A case analogous to the Shell case was filed in France against the oil and gas group Total. This case is of particular interest to this blog symposium since it relies on the first mandatory human rights and environmental due diligence legislation, the French Duty of Vigilance Law, as well as on the general duty to take care of the environment (see Constitutional Council’s Michel Z decision) combined with the possibility to request measures to cease or prevent ecological harm (see art. 1252 of the French Civil code). This case presents a further opportunity to define corporate climate due diligence and the climate standard of care under French law. Given the similarities with the Shell case, including the legal basis, the type of the respondent company, and the claims, a comparable judgement could be issued in France.

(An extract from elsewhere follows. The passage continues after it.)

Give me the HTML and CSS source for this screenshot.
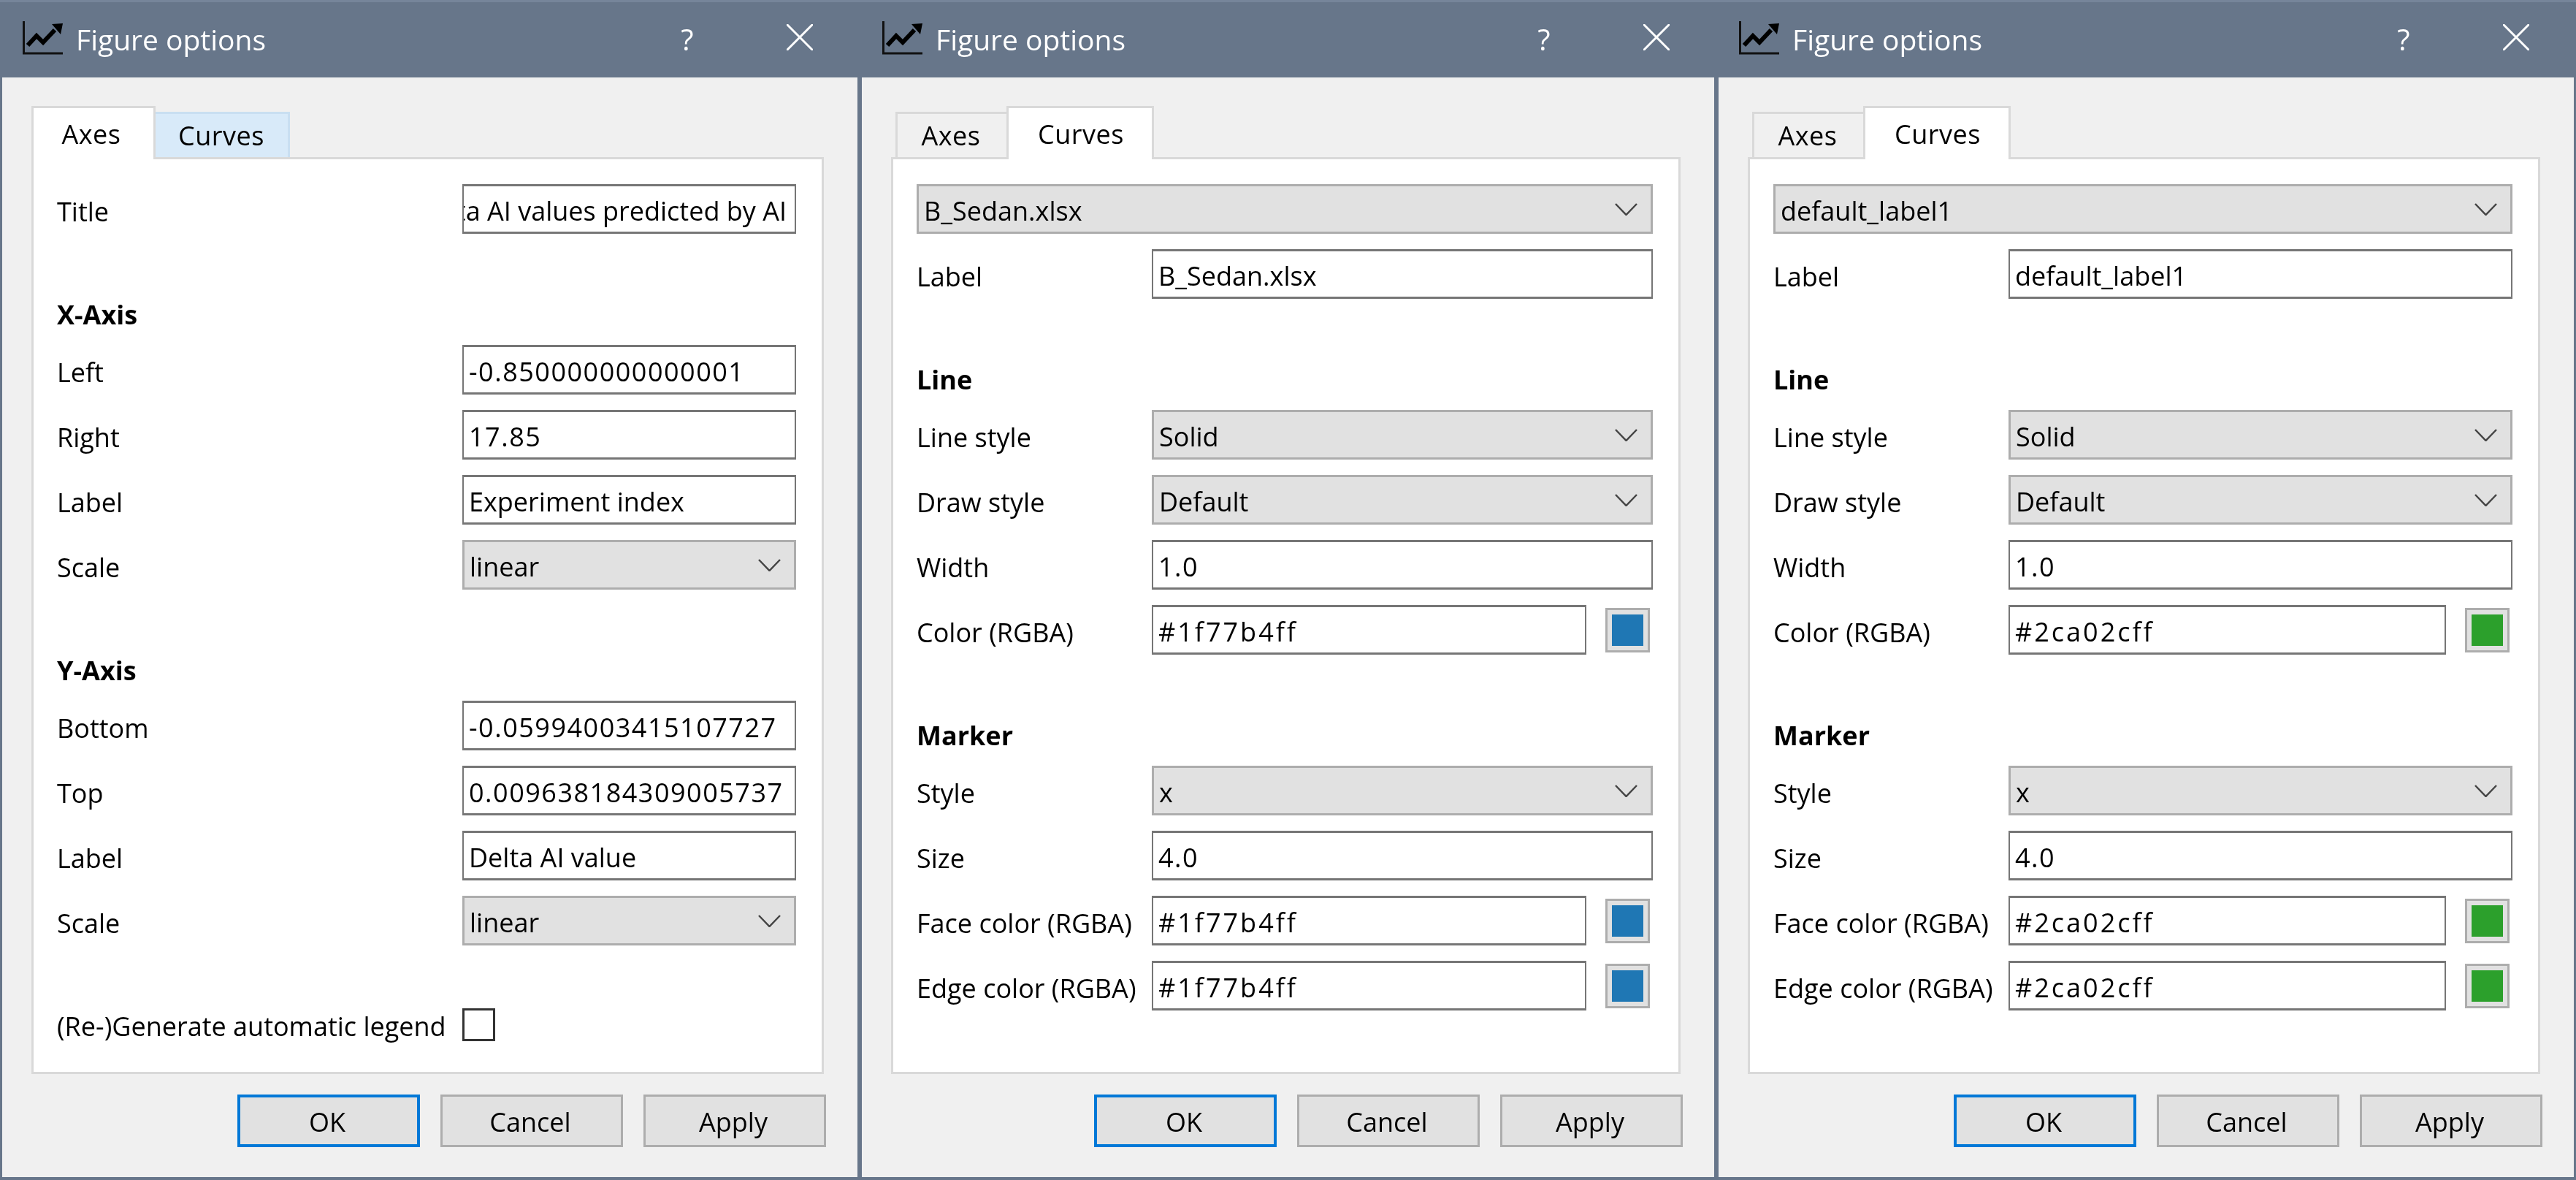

Other climate cases against corporate actors are pending in Germany and the USA. However, these cases are different from the Shell and Total cases since they do not seek injunctions to reduce GHG but rather monetary compensation to adapt to the effects of global warming (sea level and high-mountain lake level rise; dams become necessary to prevent floods). Plaintiffs use various tort law causes of action to essentially assert that the multinationals harmed their interests by not engaging in a timely energy transition despite possessing sufficient knowledge of the dangers represented by fossil fuel combustion. These claims mirror allegations of breach of “due diligence” or of the “standard of care” as they highlight the inadequacy between risk identification and prevention.
However, all these lawsuits face significant hurdles, some of which are common in business and human rights litigation, while others are specific to climate litigation.
As these suits target some of the largest corporations in the world, applicants naturally encounter strong resistance from their lawyers. However, the need to fight climate change helps claimants to rally considerable popular support, human and financial resources to pursue their claims.
Another typical legal hurdle for plaintiffs is the corporations’ presence in numerous countries. In addition to that, no country in the world currently forbids the production and use of fossil fuels. On the contrary, almost every country support hydrocarbon energy by subsidising its production or consumption. A legal action before a domestic court aiming at outlawing fossil fuel companies’ global activities or requesting damages for the climate change impacts seems thus impossible to succeed. This inconsistency is one of the reasons why some US First instance courts dismissed certain complaints. For instance, one judge stated that since climate change is a worldwide problem that “deserves a solution on a more vast scale than can be supplied by a district judge”.
Moreover, plaintiffs face a specific challenge when requesting monetary compensation given the potential wide consequences of a successful claim. Opening the floodgates of liability to pay compensation in these cases could quickly lead to companies’ bankruptcies. Even if this disruptive prospect might be appealing to some litigants, the likely consequence will be that many foreign victims of climate-related impacts could go without compensation. Some scholars such as Surya Deva, therefore, recommend establishing international funds for this purpose. A massive bankruptcy of energy companies could also endanger the energy supply, which would run against basic rights. The international community must thus organise a global transition. The need for the organisation of this complex transition provided a further reason to the US judge quoted above to dismiss the claim and to defer it to the diplomatic, executive, and legislative branches.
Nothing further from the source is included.